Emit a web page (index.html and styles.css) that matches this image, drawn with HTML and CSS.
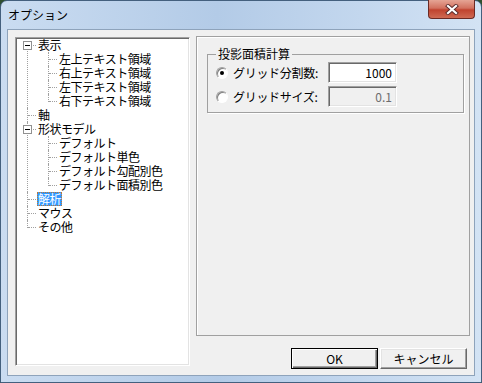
FILE: index.html
```html
<!DOCTYPE html>
<html lang="ja">
<head>
    <meta charset="UTF-8">
    <title>オプション</title>
    <link rel="stylesheet" href="styles.css">
</head>
<body>
    <div class="window">
        <div class="titlebar">
            <span class="title">オプション</span>
            <span class="close">
                <svg width="14" height="11" viewBox="0 0 14 11">
                    <path d="M3 2 L11 9 M11 2 L3 9" stroke="#5a2a2a" stroke-width="4" stroke-linecap="square"/>
                    <path d="M3 2 L11 9 M11 2 L3 9" stroke="#fff" stroke-width="2.2" stroke-linecap="square"/>
                </svg>
            </span>
        </div>

        <div class="client">
            <div class="tree-box">
                <ul class="tree">
                    <li><span class="toggle"></span><span class="label">表示</span>
                        <ul>
                            <li><span class="label">左上テキスト領域</span></li>
                            <li><span class="label">右上テキスト領域</span></li>
                            <li><span class="label">左下テキスト領域</span></li>
                            <li><span class="label">右下テキスト領域</span></li>
                        </ul>
                    </li>
                    <li><span class="label">軸</span></li>
                    <li><span class="toggle"></span><span class="label">形状モデル</span>
                        <ul>
                            <li><span class="label">デフォルト</span></li>
                            <li><span class="label">デフォルト単色</span></li>
                            <li><span class="label">デフォルト勾配別色</span></li>
                            <li><span class="label">デフォルト面積別色</span></li>
                        </ul>
                    </li>
                    <li><span class="label selected">解析</span></li>
                    <li><span class="label">マウス</span></li>
                    <li><span class="label">その他</span></li>
                </ul>
            </div>

            <div class="side">
                <div class="panel">
                    <fieldset class="group">
                        <legend>投影面積計算</legend>
                        <div class="row">
                            <span class="radio checked"></span>
                            <span class="row-label">グリッド分割数:</span>
                            <span class="field">1000</span>
                        </div>
                        <div class="row">
                            <span class="radio"></span>
                            <span class="row-label">グリッドサイズ:</span>
                            <span class="field disabled">0.1</span>
                        </div>
                    </fieldset>
                </div>
                <div class="buttons">
                    <button type="button" class="btn default">OK</button>
                    <button type="button" class="btn">キャンセル</button>
                </div>
            </div>
        </div>
    </div>
</body>
</html>
```

FILE: styles.css
```css
body {
    margin: 0;
    padding: 0;
    font-family: "Noto Sans CJK JP", "Liberation Sans", sans-serif;
    font-size: 12px;
    background-color: #2f4f2f;
}

.window {
    width: 482px;
    height: 383px;
    box-sizing: border-box;
    display: flex;
    flex-direction: column;
    padding: 0 6px 6px;
    border: 1px solid #44607e;
    border-radius: 7px 7px 0 0;
    background: linear-gradient(to right, #cadcf1 0, #b3cbe7 45%, #c3d7ee 75%, #d3e3f4 100%);
}

.titlebar {
    height: 28px;
    display: flex;
    justify-content: space-between;
    align-items: flex-start;
}

.title {
    margin-top: 6px;
    margin-left: 1px;
    line-height: 16px;
    color: #000;
}

.close {
    width: 45px;
    height: 18px;
    margin-top: -1px;
    display: flex;
    align-items: center;
    justify-content: center;
    border: 1px solid #6b2a24;
    border-top: none;
    border-radius: 0 0 4px 4px;
    background: linear-gradient(to bottom, #e5a595 0, #d2715f 45%, #c0432f 55%, #cf6a53 100%);
}

.client {
    flex: 1;
    display: flex;
    background-color: #f0f0f0;
    border: 1px solid #8ea3bb;
}

/* tree view */

.tree-box {
    width: 175px;
    height: 329px;
    box-sizing: border-box;
    margin: 7px 0 0 7px;
    background-color: #fff;
    border: 1px solid;
    border-color: #a0a0a0 #fff #fff #a0a0a0;
    box-shadow: inset 1px 1px 0 #696969, inset -1px -1px 0 #e3e3e3;
}

.tree,
.tree ul {
    list-style: none;
    margin: 0;
    padding: 0 0 0 11px;
}

.tree li {
    position: relative;
    padding-left: 10px;
    line-height: 14px;
    white-space: nowrap;
    letter-spacing: -0.5px;
}

.tree li::before {
    content: "";
    position: absolute;
    left: 0;
    top: 0;
    bottom: 0;
    border-left: 1px dotted #a0a0a0;
}

.tree > li:first-child::before {
    top: 7px;
}

.tree li:last-child::before {
    bottom: auto;
    height: 8px;
}

.tree li::after {
    content: "";
    position: absolute;
    left: 1px;
    top: 7px;
    width: 8px;
    border-top: 1px dotted #a0a0a0;
}

.toggle {
    position: absolute;
    left: -4px;
    top: 3px;
    width: 9px;
    height: 9px;
    box-sizing: border-box;
    border: 1px solid #919191;
    background-color: #fff;
    z-index: 1;
}

.toggle::after {
    content: "";
    position: absolute;
    left: 1px;
    top: 3px;
    width: 5px;
    height: 1px;
    background-color: #000;
}

.label {
    display: inline-block;
    padding: 0 1px;
    height: 14px;
    color: #000;
}

.label.selected {
    background-color: #3399ff;
    color: #fff;
    outline: 1px dotted #c07830;
    outline-offset: -1px;
}

/* right side */

.side {
    width: 274px;
    margin: 6px 0 0 6px;
    display: flex;
    flex-direction: column;
}

.panel {
    height: 300px;
    box-sizing: border-box;
    border: 1px solid #a0a0a0;
    box-shadow: inset 1px 1px 0 #fff;
}

.group {
    margin: 10px 5px 0 10px;
    padding: 0 0 5px 8px;
    min-width: 0;
    border: 1px solid #a0a0a0;
    box-shadow: 1px 1px 0 #fff;
}

.group legend {
    padding: 0 2px;
    line-height: 14px;
}

.row {
    display: flex;
    align-items: center;
    height: 21px;
    margin-top: 3px;
}

.row:first-of-type {
    margin-top: 1px;
}

.radio {
    position: relative;
    width: 12px;
    height: 12px;
    box-sizing: border-box;
    border-radius: 50%;
    border: 1px solid;
    border-color: #a0a0a0 #fff #fff #a0a0a0;
    box-shadow: inset 1px 1px 0 #808080;
    background-color: #fff;
}

.radio.checked::after {
    content: "";
    position: absolute;
    left: 3px;
    top: 3px;
    width: 4px;
    height: 4px;
    border-radius: 50%;
    background-color: #000;
}

.row-label {
    width: 95px;
    margin-left: 5px;
    letter-spacing: -0.3px;
}

.field {
    width: 69px;
    height: 21px;
    box-sizing: border-box;
    padding: 0 4px;
    line-height: 19px;
    text-align: right;
    background-color: #fff;
    border: 1px solid;
    border-color: #a0a0a0 #fff #fff #a0a0a0;
    box-shadow: inset 1px 1px 0 #696969, inset -1px -1px 0 #e3e3e3;
}

.field.disabled {
    background-color: #f0f0f0;
    color: #6d6d6d;
}

.buttons {
    display: flex;
    justify-content: flex-end;
    gap: 2px;
    margin: 12px 3px 0 0;
}

.btn {
    width: 87px;
    height: 21px;
    padding: 0;
    font-family: inherit;
    font-size: 12px;
    color: #000;
    background-color: #f0f0f0;
    border: 1px solid;
    border-color: #fff #696969 #696969 #fff;
    box-shadow: inset -1px -1px 0 #a0a0a0, inset 1px 1px 0 #e3e3e3;
}

.btn.default {
    border-color: #000;
    box-shadow: inset 1px 1px 0 #fff, inset -1px -1px 0 #696969, inset -2px -2px 0 #a0a0a0;
}
```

● ● ● ●

The task → Output a faithful copy of the data, with each picture left out.

Written answer →
Emit a web page (index.html and styles.css) that matches this image, drawn with HTML and CSS.
FILE: index.html
```html
<!DOCTYPE html>
<html lang="ja">
<head>
    <meta charset="UTF-8">
    <title>オプション</title>
    <link rel="stylesheet" href="styles.css">
</head>
<body>
    <div class="window">
        <div class="titlebar">
            <span class="title">オプション</span>
            <span class="close">
                <svg width="14" height="11" viewBox="0 0 14 11">
                    <path d="M3 2 L11 9 M11 2 L3 9" stroke="#5a2a2a" stroke-width="4" stroke-linecap="square"/>
                    <path d="M3 2 L11 9 M11 2 L3 9" stroke="#fff" stroke-width="2.2" stroke-linecap="square"/>
                </svg>
            </span>
        </div>

        <div class="client">
            <div class="tree-box">
                <ul class="tree">
                    <li><span class="toggle"></span><span class="label">表示</span>
                        <ul>
                            <li><span class="label">左上テキスト領域</span></li>
                            <li><span class="label">右上テキスト領域</span></li>
                            <li><span class="label">左下テキスト領域</span></li>
                            <li><span class="label">右下テキスト領域</span></li>
                        </ul>
                    </li>
                    <li><span class="label">軸</span></li>
                    <li><span class="toggle"></span><span class="label">形状モデル</span>
                        <ul>
                            <li><span class="label">デフォルト</span></li>
                            <li><span class="label">デフォルト単色</span></li>
                            <li><span class="label">デフォルト勾配別色</span></li>
                            <li><span class="label">デフォルト面積別色</span></li>
                        </ul>
                    </li>
                    <li><span class="label selected">解析</span></li>
                    <li><span class="label">マウス</span></li>
                    <li><span class="label">その他</span></li>
                </ul>
            </div>

            <div class="side">
                <div class="panel">
                    <fieldset class="group">
                        <legend>投影面積計算</legend>
                        <div class="row">
                            <span class="radio checked"></span>
                            <span class="row-label">グリッド分割数:</span>
                            <span class="field">1000</span>
                        </div>
                        <div class="row">
                            <span class="radio"></span>
                            <span class="row-label">グリッドサイズ:</span>
                            <span class="field disabled">0.1</span>
                        </div>
                    </fieldset>
                </div>
                <div class="buttons">
                    <button type="button" class="btn default">OK</button>
                    <button type="button" class="btn">キャンセル</button>
                </div>
            </div>
        </div>
    </div>
</body>
</html>
```

FILE: styles.css
```css
body {
    margin: 0;
    padding: 0;
    font-family: "Noto Sans CJK JP", "Liberation Sans", sans-serif;
    font-size: 12px;
    background-color: #2f4f2f;
}

.window {
    width: 482px;
    height: 383px;
    box-sizing: border-box;
    display: flex;
    flex-direction: column;
    padding: 0 6px 6px;
    border: 1px solid #44607e;
    border-radius: 7px 7px 0 0;
    background: linear-gradient(to right, #cadcf1 0, #b3cbe7 45%, #c3d7ee 75%, #d3e3f4 100%);
}

.titlebar {
    height: 28px;
    display: flex;
    justify-content: space-between;
    align-items: flex-start;
}

.title {
    margin-top: 6px;
    margin-left: 1px;
    line-height: 16px;
    color: #000;
}

.close {
    width: 45px;
    height: 18px;
    margin-top: -1px;
    display: flex;
    align-items: center;
    justify-content: center;
    border: 1px solid #6b2a24;
    border-top: none;
    border-radius: 0 0 4px 4px;
    background: linear-gradient(to bottom, #e5a595 0, #d2715f 45%, #c0432f 55%, #cf6a53 100%);
}

.client {
    flex: 1;
    display: flex;
    background-color: #f0f0f0;
    border: 1px solid #8ea3bb;
}

/* tree view */

.tree-box {
    width: 175px;
    height: 329px;
    box-sizing: border-box;
    margin: 7px 0 0 7px;
    background-color: #fff;
    border: 1px solid;
    border-color: #a0a0a0 #fff #fff #a0a0a0;
    box-shadow: inset 1px 1px 0 #696969, inset -1px -1px 0 #e3e3e3;
}

.tree,
.tree ul {
    list-style: none;
    margin: 0;
    padding: 0 0 0 11px;
}

.tree li {
    position: relative;
    padding-left: 10px;
    line-height: 14px;
    white-space: nowrap;
    letter-spacing: -0.5px;
}

.tree li::before {
    content: "";
    position: absolute;
    left: 0;
    top: 0;
    bottom: 0;
    border-left: 1px dotted #a0a0a0;
}

.tree > li:first-child::before {
    top: 7px;
}

.tree li:last-child::before {
    bottom: auto;
    height: 8px;
}

.tree li::after {
    content: "";
    position: absolute;
    left: 1px;
    top: 7px;
    width: 8px;
    border-top: 1px dotted #a0a0a0;
}

.toggle {
    position: absolute;
    left: -4px;
    top: 3px;
    width: 9px;
    height: 9px;
    box-sizing: border-box;
    border: 1px solid #919191;
    background-color: #fff;
    z-index: 1;
}

.toggle::after {
    content: "";
    position: absolute;
    left: 1px;
    top: 3px;
    width: 5px;
    height: 1px;
    background-color: #000;
}

.label {
    display: inline-block;
    padding: 0 1px;
    height: 14px;
    color: #000;
}

.label.selected {
    background-color: #3399ff;
    color: #fff;
    outline: 1px dotted #c07830;
    outline-offset: -1px;
}

/* right side */

.side {
    width: 274px;
    margin: 6px 0 0 6px;
    display: flex;
    flex-direction: column;
}

.panel {
    height: 300px;
    box-sizing: border-box;
    border: 1px solid #a0a0a0;
    box-shadow: inset 1px 1px 0 #fff;
}

.group {
    margin: 10px 5px 0 10px;
    padding: 0 0 5px 8px;
    min-width: 0;
    border: 1px solid #a0a0a0;
    box-shadow: 1px 1px 0 #fff;
}

.group legend {
    padding: 0 2px;
    line-height: 14px;
}

.row {
    display: flex;
    align-items: center;
    height: 21px;
    margin-top: 3px;
}

.row:first-of-type {
    margin-top: 1px;
}

.radio {
    position: relative;
    width: 12px;
    height: 12px;
    box-sizing: border-box;
    border-radius: 50%;
    border: 1px solid;
    border-color: #a0a0a0 #fff #fff #a0a0a0;
    box-shadow: inset 1px 1px 0 #808080;
    background-color: #fff;
}

.radio.checked::after {
    content: "";
    position: absolute;
    left: 3px;
    top: 3px;
    width: 4px;
    height: 4px;
    border-radius: 50%;
    background-color: #000;
}

.row-label {
    width: 95px;
    margin-left: 5px;
    letter-spacing: -0.3px;
}

.field {
    width: 69px;
    height: 21px;
    box-sizing: border-box;
    padding: 0 4px;
    line-height: 19px;
    text-align: right;
    background-color: #fff;
    border: 1px solid;
    border-color: #a0a0a0 #fff #fff #a0a0a0;
    box-shadow: inset 1px 1px 0 #696969, inset -1px -1px 0 #e3e3e3;
}

.field.disabled {
    background-color: #f0f0f0;
    color: #6d6d6d;
}

.buttons {
    display: flex;
    justify-content: flex-end;
    gap: 2px;
    margin: 12px 3px 0 0;
}

.btn {
    width: 87px;
    height: 21px;
    padding: 0;
    font-family: inherit;
    font-size: 12px;
    color: #000;
    background-color: #f0f0f0;
    border: 1px solid;
    border-color: #fff #696969 #696969 #fff;
    box-shadow: inset -1px -1px 0 #a0a0a0, inset 1px 1px 0 #e3e3e3;
}

.btn.default {
    border-color: #000;
    box-shadow: inset 1px 1px 0 #fff, inset -1px -1px 0 #696969, inset -2px -2px 0 #a0a0a0;
}
```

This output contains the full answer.